Successfully sent 825136 bytes of data in 47.039351 ms (16.728781 MB/s)
Boot successful, device address 1.4
Found Address: 1.4 - VID/PID 040e:f63b
done
Booted 1.4 -> VSC

------- predictions --------
prediction 1 is n02123045 tabby, tabby cat
prediction 2 is n02124075 Egyptian cat
prediction 3 is n02127052 lynx, catamount
prediction 4 is n02123394 Persian cat
prediction 5 is n02971356 carton

Python Module

Pythonサンプルの中身を見ていきましょう。
ネットワークファイルの使用に関わる部分は以下の部分です。

from mvnc import mvncapi as mvnc
import cv2

mvnc.SetGlobalOption(mvnc.GlobalOption.LOGLEVEL, 2)
devices = mvnc.EnumerateDevices() #接続されたMovidiusを確認
if len(devices) == 0:
    print('No devices found')
    quit()
device = mvnc.Device(devices[0])
device.OpenDevice()
opt = device.GetDeviceOption(mvnc.DeviceOption.OPTIMISATIONLIST)

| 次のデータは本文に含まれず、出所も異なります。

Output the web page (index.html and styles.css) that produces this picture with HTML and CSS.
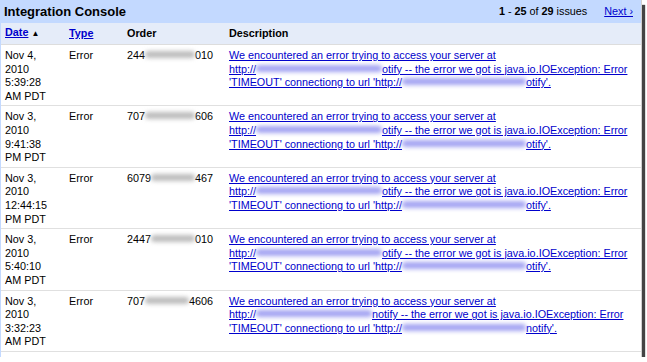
FILE: index.html
```html
<!DOCTYPE html>
<html>
<head>
<meta charset="utf-8">
<link rel="stylesheet" href="styles.css">
</head>
<body>
<div class="frame">
  <div class="titlebar">
    <div class="title">Integration Console</div>
    <div class="pager"><b>1</b> - <b>25</b> of <b>29</b> issues <a class="next" href="#">Next ›</a></div>
  </div>
  <table class="issues">
    <colgroup>
      <col class="c-date"><col class="c-type"><col class="c-order"><col class="c-desc">
    </colgroup>
    <thead>
      <tr>
        <th><a href="#">Date</a> <span class="arrow">▲</span></th>
        <th><a href="#">Type</a></th>
        <th>Order</th>
        <th>Description</th>
      </tr>
    </thead>
    <tbody>
      <tr>
        <td>Nov 4,<br>2010<br>5:39:28<br>AM PDT</td>
        <td>Error</td>
        <td>244<span class="blur-g"></span>010</td>
        <td><a href="#">We encountered an error trying to access your server at<br>http://<span class="blur-b w1"></span>otify -- the error we got is java.io.IOException: Error<br>'TIMEOUT' connectiong to url 'http://<span class="blur-b w2"></span>otify'.</a></td>
      </tr>
      <tr>
        <td>Nov 3,<br>2010<br>9:41:38<br>PM PDT</td>
        <td>Error</td>
        <td>707<span class="blur-g"></span>606</td>
        <td><a href="#">We encountered an error trying to access your server at<br>http://<span class="blur-b w1"></span>otify -- the error we got is java.io.IOException: Error<br>'TIMEOUT' connectiong to url 'http://<span class="blur-b w2"></span>otify'.</a></td>
      </tr>
      <tr>
        <td>Nov 3,<br>2010<br>12:44:15<br>PM PDT</td>
        <td>Error</td>
        <td>6079<span class="blur-g s"></span>467</td>
        <td><a href="#">We encountered an error trying to access your server at<br>http://<span class="blur-b w1"></span>otify -- the error we got is java.io.IOException: Error<br>'TIMEOUT' connectiong to url 'http://<span class="blur-b w2"></span>otify'.</a></td>
      </tr>
      <tr>
        <td>Nov 3,<br>2010<br>5:40:10<br>AM PDT</td>
        <td>Error</td>
        <td>2447<span class="blur-g s"></span>010</td>
        <td><a href="#">We encountered an error trying to access your server at<br>http://<span class="blur-b w1"></span>otify -- the error we got is java.io.IOException: Error<br>'TIMEOUT' connectiong to url 'http://<span class="blur-b w2"></span>otify'.</a></td>
      </tr>
      <tr>
        <td>Nov 3,<br>2010<br>3:32:23<br>AM PDT</td>
        <td>Error</td>
        <td>707<span class="blur-g s"></span>4606</td>
        <td><a href="#">We encountered an error trying to access your server at<br>http://<span class="blur-b w3"></span>notify -- the error we got is java.io.IOException: Error<br>'TIMEOUT' connectiong to url 'http://<span class="blur-b w2"></span>notify'.</a></td>
      </tr>
    </tbody>
  </table>
</div>
</body>
</html>
```
FILE: styles.css
```css
html, body {
  margin: 0;
  padding: 0;
  background: #ffffff;
}
body {
  font-family: Arial, "Liberation Sans", sans-serif;
  font-size: 10.8px;
  line-height: 13.6px;
  color: #000;
}
.frame {
  width: 642px;
  height: 357px;
  border-left: 1px solid #c3d9ff;
  border-right: 1px solid #d0d0d0;
  box-sizing: border-box;
  box-shadow: 4px 4px 1px -1px #444;
  background: #fff;
}
.titlebar {
  display: flex;
  align-items: center;
  justify-content: space-between;
  height: 23px;
  background: #c3d9ff;
  padding: 0 8px 0 3px;
}
.title {
  font-size: 13px;
  font-weight: bold;
}
.pager {
  font-size: 10.8px;
}
.next {
  margin-left: 14px;
}
a { color: #0000cc; }
.issues {
  width: 100%;
  border-collapse: collapse;
  table-layout: fixed;
}
.c-date { width: 64px; }
.c-type { width: 58px; }
.c-order { width: 102px; }
.issues th {
  background: #e5ecf9;
  text-align: left;
  font-weight: bold;
  height: 21px;
  padding: 0 0 0 4px;
  border-bottom: 1px solid #dddddd;
  vertical-align: middle;
}
.arrow {
  font-size: 8px;
}
.issues td {
  vertical-align: top;
  padding: 4px 0 2px 4px;
  border-bottom: 1px solid #e0e0e0;
  height: 54px;
  white-space: nowrap;
}
.blur-g, .blur-b {
  display: inline-block;
  height: 7px;
  vertical-align: 1px;
  filter: blur(2px);
  border-radius: 4px;
}
.blur-g {
  width: 50px;
  background: #bdbdbd;
}
.blur-g.s { width: 44px; }
.blur-b {
  background: #a4a4f2;
}
.w1 { width: 126px; }
.w2 { width: 124px; }
.w3 { width: 116px; }
```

network_blob='../networks/AlexNet/graph' #変換済みモデルファイル名前
f = open(network_blob, mode='rb')   
blob = f.read()
graph = device.AllocateGraph(blob) #変換済みモデルをMovidiusにセット
graph.SetGraphOption(mvnc.GraphOption.ITERATIONS, 1)
iterations = graph.GetGraphOption(mvnc.GraphOption.ITERATIONS)

img = cv2.imread('***.jpg')
graph.LoadTensor(img.astype(numpy.float16), 'user object') #入力に画像データを格納
output, userobj = graph.GetResult() #ここでForward計算
graph.DeallocateGraph() #終了処理
device.CloseDevice()

処理時間比較 (Forward計算)

同じネットワークをPCでやったもの、Movidiusでオプションを変えて行ったものの、画像一枚あたりのそれぞれの処理時間は以下の通りです。

	AlexNet (224x224 RGB)	GoogleNet (227x227 RGB)
MacBookPro (CPU 2.7GHz Corei5)	0.091s	0.315s
Pi3 + Movidius (-s 12 オプション無)	0.287s	0.574s
Pi3 + Movidius (-s 12 オプション有)	0.097s	0.113s

GPUほどではありませんが、Corei5相当以上の速度が出ています。
RasPiでもいよいよ本格的なDeepLearningが計算できるようになってきたので
今後様々な利用方法が期待されますね。